Background: Heart failure is an increasing global health problem which adversely affects all aspects of a patient's health-related quality of life (HRQOL).

Purpose: The hypothesized causal model of HRQOL in Thai heart-failure patients was based on Wilson and Cleary's HRQOL conceptual model. We examined causal relationships among bio-physiological status, symptoms, functional status, general health perception (GHP), and HRQOL shown in the model, and added an additional item–social support.

Methods: A stratified four-stage random sampling method was used to obtain 422 heart-failure patients 18 years of age and older who visited nine outpatient hospital clinics from five regions of Thailand including metropolitan Bangkok. In addition to the participants' personal medical records, research instruments consisted of a personal information questionnaire, the Enhancing Recovery in Coronary Heart Disease Social Support Instrument, Cardiac Symptom Survey, the New York Heart Association functional classification system, a 100-mm horizontal visual analogue scale of GHP, and the Minnesota Living with Heart Failure Questionnaire. Data were analyzed using SPSS and AMOS computer programs.

Results: The model fit well with the empirical data (χ2=19.87, df=13, p=0.10, GFI =0.99, and RMSEA=0.04).

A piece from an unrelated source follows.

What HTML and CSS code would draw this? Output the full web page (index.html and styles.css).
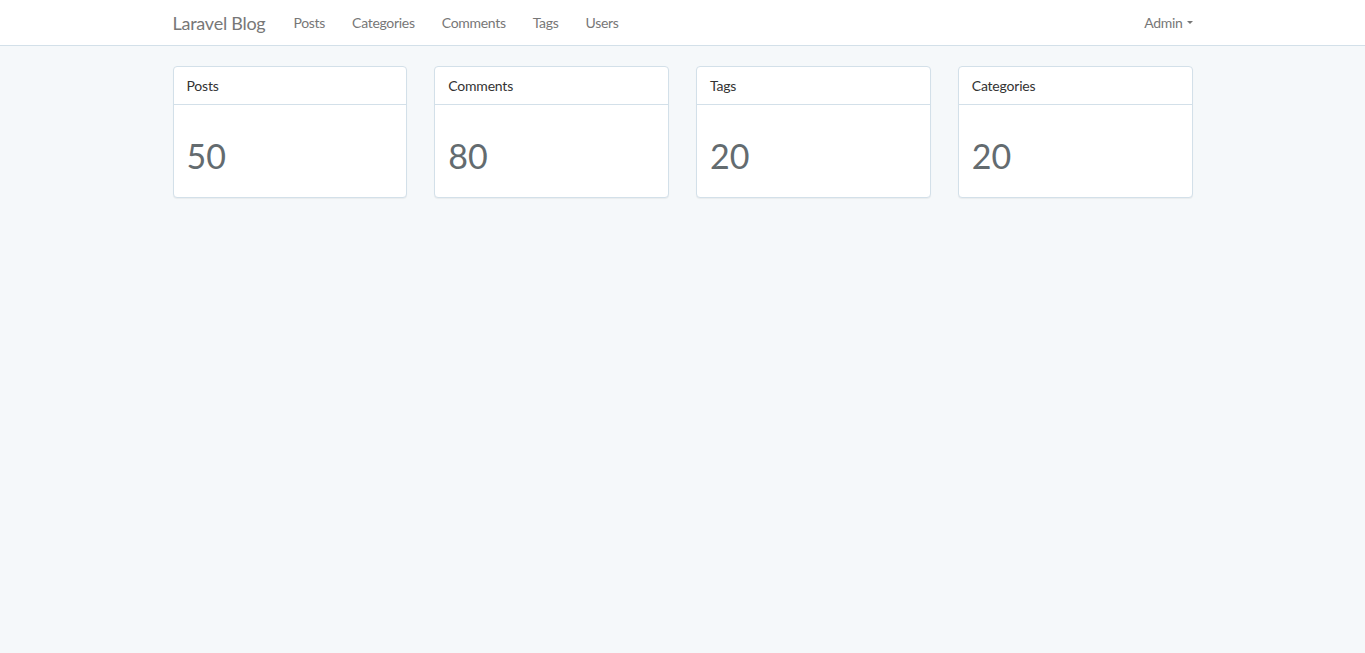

Symptom status was the most influential factor affecting HRQOL by both direct and indirect effects through functional status and GHP. Social support was the least influential factor affecting HRQOL. Social support had a negative direct effect on HRQOL, but had a positive indirect effect on HRQOL through symptom status and GHP.

Conclusions: HRQOL was affected by each variable proposed in our causal model of HRQOL in Thai heart-failure patients. Symptom status had the strongest effect on HRQOL.

Clinical Relevance: A comprehensive symptom management and prevention program that includes the described health outcome measures could lead to improved HRQOL for Thai heart-failure patients, and perhaps others.